Respect | Série : « Diogène en banlieue »

 Heurs et malheurs d’un prof de philo aux confins du système scolaire.

Auteur : Gilles Pétel

Le respect est un mot à la mode et notre époque reproche souvent aux jeunes d’en manquer. Mais à l’égard de qui ou de quoi ? Cela reste beaucoup plus vague. Un peu à l’égard de tout semble-t-il. J’ai par exemple entendu dire que de jeunes banlieusards avaient manqué de respect à un Abribus en le détruisant. Ce sont sans doute les mêmes qui manquent de respect à l’égard de leurs professeurs.

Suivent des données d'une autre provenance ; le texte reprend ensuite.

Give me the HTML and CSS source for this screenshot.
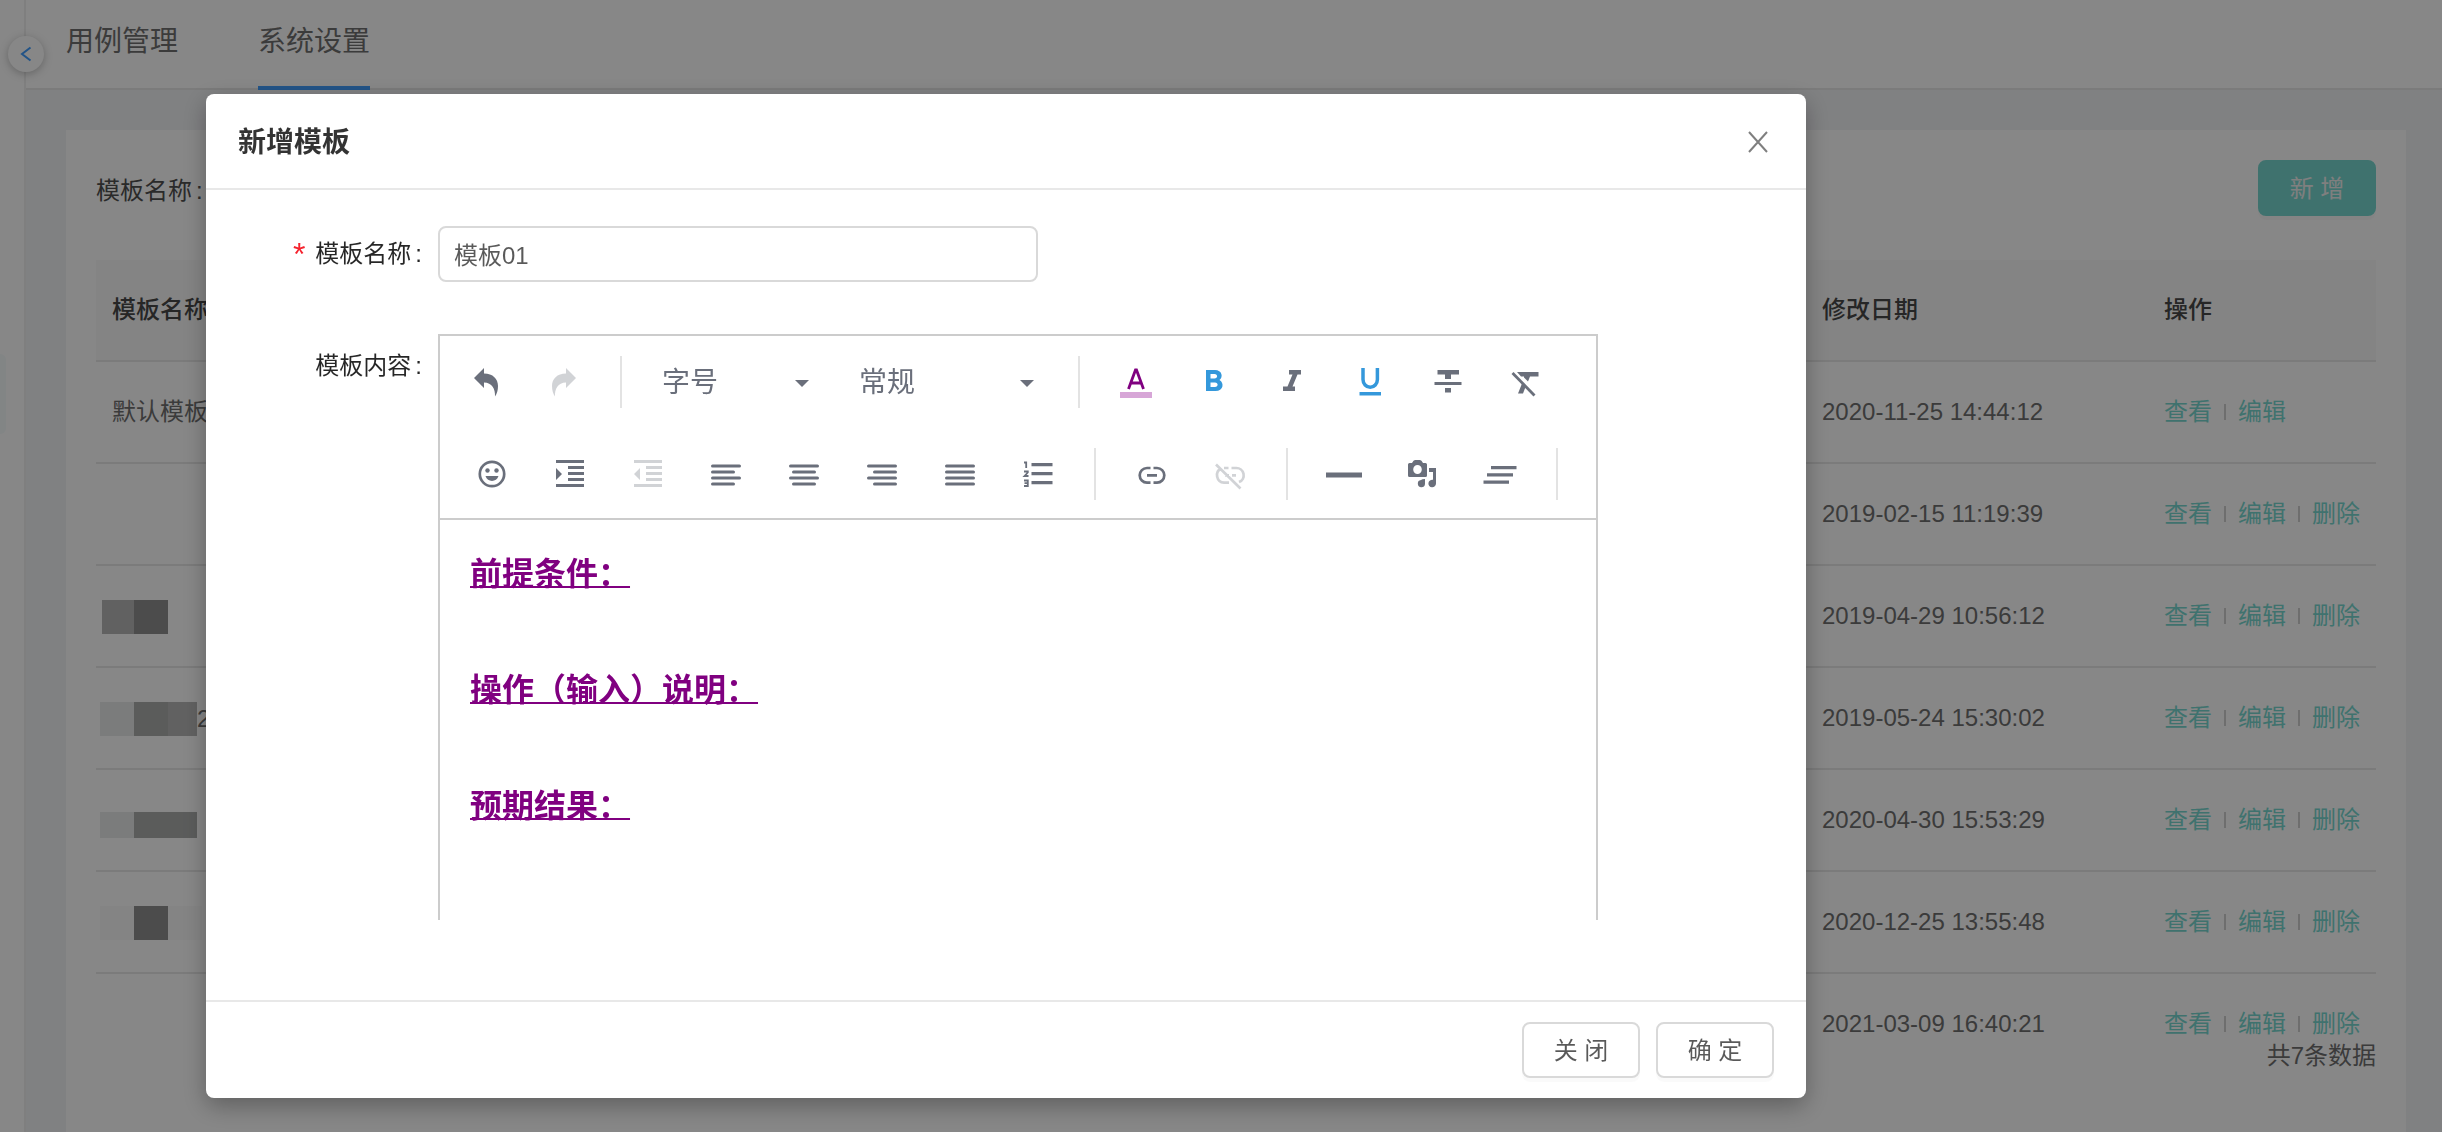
FILE: index.html
```
<!DOCTYPE html>
<html lang="zh-CN">
<head>
<meta charset="utf-8">
<title>系统设置</title>
<link rel="stylesheet" href="styles.css">
</head>
<body>
<div class="app" inert>
  <aside class="sider"><div class="sider-item"></div></aside>
  <button class="collapse" type="button" aria-label="收起">
    <svg width="12" height="16" viewBox="0 0 12 16"><path d="M10.500 1.500L2 8l8.500 6.500" fill="none" stroke="currentColor" stroke-width="2"/></svg>
  </button>
  <div class="main">
    <nav class="tabs">
      <a class="tab" href="#cases">用例管理</a>
      <a class="tab active" href="#settings">系统设置</a>
    </nav>
    <div class="card">
      <div class="search">
        <span class="search-label">模板名称<i class="colon">:</i></span>
        <button class="btn btn-primary" type="button">新 增</button>
      </div>
      <div class="table-wrap">
        <table>
          <colgroup><col class="c-name"><col class="c-date"><col class="c-act"></colgroup>
          <thead><tr><th>模板名称</th><th>修改日期</th><th>操作</th></tr></thead>
          <tbody>
            <tr><td>默认模板</td><td>2020-11-25 14:44:12</td><td><div class="acts"><a href="#v">查看</a><a href="#e">编辑</a></div></td></tr>
            <tr><td></td><td>2019-02-15 11:19:39</td><td><div class="acts"><a href="#v">查看</a><a href="#e">编辑</a><a href="#d">删除</a></div></td></tr>
            <tr><td><div class="mask-text m3"><b class="t2 slim"></b><b class="t4"></b></div></td><td>2019-04-29 10:56:12</td><td><div class="acts"><a href="#v">查看</a><a href="#e">编辑</a><a href="#d">删除</a></div></td></tr>
            <tr><td><div class="mask-text"><b class="t1"></b><b class="t3"></b><b class="t2 narrow"></b><span>2</span></div></td><td>2019-05-24 15:30:02</td><td><div class="acts"><a href="#v">查看</a><a href="#e">编辑</a><a href="#d">删除</a></div></td></tr>
            <tr><td><div class="mask-text short"><b class="t1"></b><b class="t3"></b><b class="t3 narrow"></b></div></td><td>2020-04-30 15:53:29</td><td><div class="acts"><a href="#v">查看</a><a href="#e">编辑</a><a href="#d">删除</a></div></td></tr>
            <tr><td><div class="mask-text"><b class="t0"></b><b class="t4"></b><b class="t0"></b></div></td><td>2020-12-25 13:55:48</td><td><div class="acts"><a href="#v">查看</a><a href="#e">编辑</a><a href="#d">删除</a></div></td></tr>
            <tr><td></td><td>2021-03-09 16:40:21</td><td><div class="acts"><a href="#v">查看</a><a href="#e">编辑</a><a href="#d">删除</a></div></td></tr>
          </tbody>
        </table>
      </div>
      <div class="total">共7条数据</div>
    </div>
  </div>
</div>

<div class="overlay">
  <form class="modal" role="dialog" aria-labelledby="dlg-title">
    <header class="modal-head">
      <h2 id="dlg-title">新增模板</h2>
      <button class="close" type="button" aria-label="关闭">
        <svg width="20" height="22" viewBox="0 0 20 22"><path d="M1 1l18 20M19 1L1 21" fill="none" stroke="currentColor" stroke-width="2"/></svg>
      </button>
    </header>
    <div class="modal-body">
      <div class="field">
        <label class="field-label" for="tpl-name"><span class="req">*</span>模板名称<i class="colon">:</i></label>
        <input class="input" id="tpl-name" type="text" value="模板01">
      </div>
      <div class="field grow">
        <label class="field-label" for="tpl-content">模板内容<i class="colon">:</i></label>
        <div class="editor">
          <div class="toolbar">
            <div class="tools">
              <button class="tool" type="button" aria-label="撤销"><svg viewBox="0 0 36 36"><path d="M6 14L16 4v5.500C25 9.500 30 15 30 22c0 4-1 7.500-3 10.500C27.500 25 24 18.500 16 18.500V24z"/></svg></button>
              <button class="tool off" type="button" aria-label="重做" disabled><svg viewBox="0 0 36 36"><path d="M30 14L20 4v5.500C11 9.500 6 15 6 22c0 4 1 7.500 3 10.500C8.500 25 12 18.500 20 18.500V24z"/></svg></button>
              <span class="sep"></span>
              <button class="drop" type="button">字号<svg class="caret" width="14" height="7" viewBox="0 0 14 7"><path d="M0 0h14L7 7z"/></svg></button>
              <button class="drop wide" type="button">常规<svg class="caret" width="14" height="7" viewBox="0 0 14 7"><path d="M0 0h14L7 7z"/></svg></button>
              <span class="sep"></span>
              <button class="tool" type="button" aria-label="颜色"><svg viewBox="0 0 36 36"><path d="M2 28h32v6H2z" fill="#d7a6d7"/><path d="M10.500 25L17.500 6h1l7 19M13 19h10" fill="none" stroke="#800080" stroke-width="2.800"/></svg></button>
              <button class="tool on" type="button" aria-label="加粗"><svg viewBox="0 0 36 36"><path fill-rule="evenodd" d="M10 6h9c7 0 8.500 7 4.500 10C28.500 19 27.500 27 19.500 27H10zM14.500 10v4.500h4c3.500 0 3.500-4.500 0-4.500zm0 8.500V23h4.500c3.500 0 3.500-4.500 0-4.500z"/></svg></button>
              <button class="tool" type="button" aria-label="斜体"><svg viewBox="0 0 36 36"><path d="M15 6h12v4.500h-3.500L18.500 22.500H21V27H9v-4.500h4.500L18.500 10.500H15z"/></svg></button>
              <button class="tool on" type="button" aria-label="下划线"><svg viewBox="0 0 36 36"><path d="M7.500 28h21.500v3.500H7.500z"/><path d="M11 4v11.500a7.200 7.800 0 0 0 14.400 0V4" fill="none" stroke="currentColor" stroke-width="3.500"/></svg></button>
              <button class="tool" type="button" aria-label="删除线"><svg viewBox="0 0 36 36"><path d="M7.500 6H29v4.500h-8V15h-6v-4.500H7.500zM4.500 18h27v3h-27zM15 24h6v4.500h-6z"/></svg></button>
              <button class="tool" type="button" aria-label="清除样式"><svg viewBox="0 0 36 36"><path d="M9 8h21.500v4.500H22L20 17.500l-4-4V12.500h-3zM14 19.500l3.500 3.500-2.500 6.500h-5z"/><path d="M4.500 9L26.500 31.500" fill="none" stroke="currentColor" stroke-width="2.800"/></svg></button>
            </div>
            <div class="tools second">
              <button class="tool" type="button" aria-label="表情"><svg viewBox="0 0 36 36"><circle cx="18" cy="18" r="12.200" fill="none" stroke="currentColor" stroke-width="2.700"/><circle cx="13.500" cy="14.500" r="2.200"/><circle cx="22.500" cy="14.500" r="2.200"/><path d="M11.500 20h13c-2 6.500-11 6.500-13 0z"/></svg></button>
              <button class="tool" type="button" aria-label="增加缩进"><svg viewBox="0 0 36 36"><path d="M4 4h28v3H4zM16 10h16v3H16zM16 16h16v3H16zM16 22h16v3H16zM4 28h28v3H4zM4 12l6 6-6 6z"/></svg></button>
              <button class="tool off" type="button" aria-label="减少缩进" disabled><svg viewBox="0 0 36 36"><path d="M4 4h28v3H4zM16 10h16v3H16zM16 16h16v3H16zM16 22h16v3H16zM4 28h28v3H4zM10 12l-6 6 6 6z"/></svg></button>
              <button class="tool" type="button" aria-label="居左"><svg viewBox="0 0 36 36"><path class="ln" d="M4.500 10h27M4.500 16h21M4.500 22h27M4.500 28h21"/></svg></button>
              <button class="tool" type="button" aria-label="居中"><svg viewBox="0 0 36 36"><path class="ln" d="M4.500 10h27M7.500 16h21M4.500 22h27M7.500 28h21"/></svg></button>
              <button class="tool" type="button" aria-label="居右"><svg viewBox="0 0 36 36"><path class="ln" d="M4.500 10h27M10.500 16h21M4.500 22h27M10.500 28h21"/></svg></button>
              <button class="tool" type="button" aria-label="两端"><svg viewBox="0 0 36 36"><path class="ln" d="M4.500 10h27M4.500 16h27M4.500 22h27M4.500 28h27"/></svg></button>
              <button class="tool" type="button" aria-label="有序列表"><svg viewBox="0 0 36 36"><path d="M11.500 7h21v3.200h-21zM11.500 16h21v3.200h-21zM11.500 25h21v3.200h-21z"/><path d="M4 6.500h2.200V12M4 15.500h3.800v1L4.500 20H8.500M4 24.500h3.800v5.500H4M4.500 27.200h3" fill="none" stroke="currentColor" stroke-width="1.800"/></svg></button>
              <span class="sep"></span>
              <button class="tool" type="button" aria-label="链接"><svg viewBox="0 0 36 36"><path d="M16.500 12H13a7.300 7.300 0 0 0 0 14.600h3.500M19.500 12H23a7.300 7.300 0 0 1 0 14.600h-3.500M13 19.300h10" fill="none" stroke="currentColor" stroke-width="2.700"/></svg></button>
              <button class="tool off" type="button" aria-label="取消链接" disabled><svg viewBox="0 0 36 36"><path d="M9 12.500a7.500 7.500 0 0 0 3 14.100h5M19.500 12H24a7.300 7.300 0 0 1 3 14.100M12 12h4.500M13 19.300h4M20 19.300h4M4 8.500l24.500 24" fill="none" stroke="currentColor" stroke-width="2.700"/></svg></button>
              <span class="sep"></span>
              <button class="tool" type="button" aria-label="水平线"><svg viewBox="0 0 36 36"><path d="M0 16.500h36v5H0z"/></svg></button>
              <button class="tool" type="button" aria-label="媒体"><svg viewBox="0 0 36 36"><path fill-rule="evenodd" d="M4 8.500Q4 7 5.500 7H8q1.500-3 3-3h5q1.500 0 3 3h2.500Q23 7 23 8.500v11q0 1.500-1.500 1.500h-16Q4 21 4 19.500zM13.500 9a4.300 4.500 0 1 0 0 9 4.300 4.500 0 0 0 0-9z"/><path d="M25 12h7v15.500a3.800 3.800 0 1 1-3-3.700V16h-4zM21 23v5a3.600 3.600 0 1 1-4-4q1-1 4-1z"/></svg></button>
              <button class="tool" type="button" aria-label="清除"><svg viewBox="0 0 36 36"><path d="M9 10h25.500v3.200H9zM5 17.300h26v3.200H5zM1.500 24.600H27v3.200H1.500z"/></svg></button>
              <span class="sep"></span>
            </div>
          </div>
          <div class="content" id="tpl-content" contenteditable="true" spellcheck="false">
            <p>前提条件：</p>
            <p>操作（输入）说明：</p>
            <p>预期结果：</p>
          </div>
        </div>
      </div>
    </div>
    <footer class="modal-foot">
      <button class="btn" type="button">关 闭</button>
      <button class="btn" type="submit">确 定</button>
    </footer>
  </form>
</div>
</body>
</html>
```
FILE: styles.css
```
* { box-sizing: border-box; }
html, body { height: 100%; }
body {
  margin: 0;
  overflow: hidden;
  font: 24px/36px "Liberation Sans", "Noto Sans CJK SC", sans-serif;
  color: rgba(0, 0, 0, .65);
  background: #fff;
}
button, input { font: inherit; color: inherit; }
button { padding: 0; border: 0; background: none; }
a { text-decoration: none; color: inherit; }
svg { display: block; fill: currentColor; }
i { font-style: normal; }
.colon { margin: 0 16px 0 4px; }

.app { display: flex; position: relative; height: 100%; color: #707070; }
.sider { width: 26px; border-right: 2px solid #f0f0f0; padding-top: 354px; }
.sider-item { width: 6px; height: 80px; border-radius: 0 8px 8px 0; background: #f5fbfc; }
.collapse {
  position: absolute;
  left: 8px;
  top: 36px;
  display: grid;
  place-items: center;
  width: 36px;
  height: 36px;
  border-radius: 50%;
  background: #fff;
  color: #409eff;
  box-shadow: 0 2px 8px rgba(0, 0, 0, .25);
}
.main { flex: 1; display: flex; flex-direction: column; background: #f2f3f6; }
.tabs {
  display: flex;
  gap: 80px;
  height: 90px;
  padding-left: 40px;
  border-bottom: 2px solid #e8e8e8;
  background: #fff;
  font-size: 28px;
}
.tab { height: 90px; padding-top: 24px; }
.tab.active { border-bottom: 4px solid #409eff; }

.card { flex: 1; margin: 40px 36px 0 40px; padding: 30px; background: #fff; }
.search { display: flex; justify-content: space-between; align-items: center; height: 56px; margin-bottom: 44px; color: #505050; }
.search-label { padding-top: 6px; }
.btn {
  min-width: 118px;
  height: 56px;
  padding: 2px 28px 0;
  border: 2px solid #d9d9d9;
  border-radius: 8px;
  background: #fff;
  box-shadow: 0 4px 0 rgba(0, 0, 0, .02);
}
.btn-primary { border-color: #78d8d0; background: #78d8d0; color: #f0f0f0; }

.table-wrap { height: 778px; overflow: hidden; }
table { width: 100%; table-layout: fixed; border-collapse: separate; border-spacing: 0; }
.c-name { width: 75%; }
.c-date { width: 15%; }
.c-act { width: 10%; }
th, td { height: 102px; padding: 0 16px; border-bottom: 2px solid #e8e8e8; text-align: left; }
th { background: #fafafa; font-weight: 500; color: #484848; }
.acts { display: flex; align-items: center; color: #78d8d0; }
.acts a + a { display: flex; align-items: center; }
.acts a + a::before { content: ""; width: 2px; height: 16px; margin: 0 12px; background: #d0d0d0; }
.mask-text { display: flex; align-items: center; margin: 2px 0 0 -12px; }
.mask-text.m3 { margin-left: -10px; }
.mask-text b { width: 34px; height: 34px; }
.mask-text .narrow { width: 29px; }
.mask-text .slim { width: 32px; }
.mask-text.short { margin-top: 10px; }
.mask-text.short b { height: 26px; }
.t0 { background: #fafafa; }
.t1 { background: #e8ebea; }
.t2 { background: #b8b8b8; }
.t3 { background: #acaead; }
.t4 { background: #909090; }
.total { text-align: right; }

.overlay {
  position: fixed;
  inset: 0;
  display: flex;
  justify-content: center;
  align-items: flex-start;
  padding: 94px 430px 34px 0;
  background: rgba(0, 0, 0, .47);
}
.modal {
  display: flex;
  flex-direction: column;
  width: 1600px;
  max-width: 100%;
  height: 100%;
  border-radius: 8px;
  background: #fff;
  box-shadow: 0 8px 24px rgba(0, 0, 0, .3);
}
.modal-head {
  display: flex;
  justify-content: space-between;
  align-items: center;
  height: 96px;
  padding: 2px 38px 0 32px;
  border-bottom: 2px solid #e8e8e8;
}
h2 { margin: 0; padding-top: 2px; font-size: 28px; font-weight: 700; color: rgba(0, 0, 0, .8); }
.close { color: rgba(0, 0, 0, .5); }
.modal-body { flex: 1; display: flex; flex-direction: column; gap: 52px; min-height: 0; padding: 36px 32px 80px; }
.field { display: flex; align-items: flex-start; }
.grow { flex: 1; min-height: 0; }
.field-label {
  display: flex;
  justify-content: flex-end;
  align-items: center;
  width: 200px;
  height: 56px;
  color: rgba(0, 0, 0, .85);
}
.grow .field-label { height: 64px; }
.req { margin-right: 10px; font-size: 32px; color: #f5222d; }
.input { width: 600px; height: 56px; padding: 0 14px 2px; border: 2px solid #d9d9d9; border-radius: 8px; background: #fff; }

.editor { align-self: stretch; width: 1160px; border: 2px solid #ccc; border-bottom: 0; overflow: hidden; }
.toolbar { display: grid; gap: 40px; padding: 20px 7px 18px; border-bottom: 2px solid #ccc; color: #6a6f7b; }
.tools { display: flex; align-items: center; height: 52px; }
.second { padding-left: 6px; }
.tool { display: grid; place-items: center; width: 78px; height: 52px; }
.tool svg { width: 36px; height: 36px; }
.off { opacity: .3; }
.on { color: #3498db; }
.ln { fill: none; stroke: currentColor; stroke-width: 3; stroke-linecap: round; }
.sep { width: 2px; height: 52px; margin: 0 17px; background: #e3e3e3; }
.drop { display: flex; justify-content: space-between; align-items: center; width: 197px; height: 52px; padding: 2px 27px 0 23px; font-size: 28px; }
.wide { width: 225px; }
.content { padding: 25px 30px; outline: 0; font-size: 32px; line-height: 58px; font-weight: 700; color: #800080; text-decoration: underline; text-decoration-thickness: 2px; }
.content p { margin: 0 0 58px; }

.modal-foot { display: flex; justify-content: flex-end; gap: 16px; padding: 20px 32px; border-top: 2px solid #e8e8e8; }
```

C’est du moins ce que racontent la plupart des gens.

Pourtant, ici comme ailleurs, la condamnation morale ne fait que masquer une réalité sociale déplaisante. Ce que nous appelons le manque de respect chez nos élèves (bavardages, regards torves, impolitesse, distraction permanente, etc.) n’est bien souvent qu’un manque de considération.

Le respect porte sur la personne. Il est d’ordre moral. Nous y avons tous droit. Le respect est égalitaire. La considération en revanche porte sur le rang ou encore la grandeur. Elle est d’ordre social. Il y a, comme nous le savons tous, des personnes plus ou moins importantes dans notre société. Le président de la République est ou était une personne extrêmement considérée. On s’arrête devant elle, on se range, on la salue si on y est autorisé. De même pour le chef d’une grande entreprise. Bill Gates par exemple est quelqu’un de considérable. À l’inverse, les gens passent devant un balayeur sans même le remarquer. Ils ne le saluent pas alors que rien ne le leur interdit. De nombreuses personnes ou plutôt de nombreuses professions restent ainsi invisibles. On ne leur veut aucun mal, en règle générale du moins, mais c’est comme si elles n’existaient pas. La considération est inégalitaire.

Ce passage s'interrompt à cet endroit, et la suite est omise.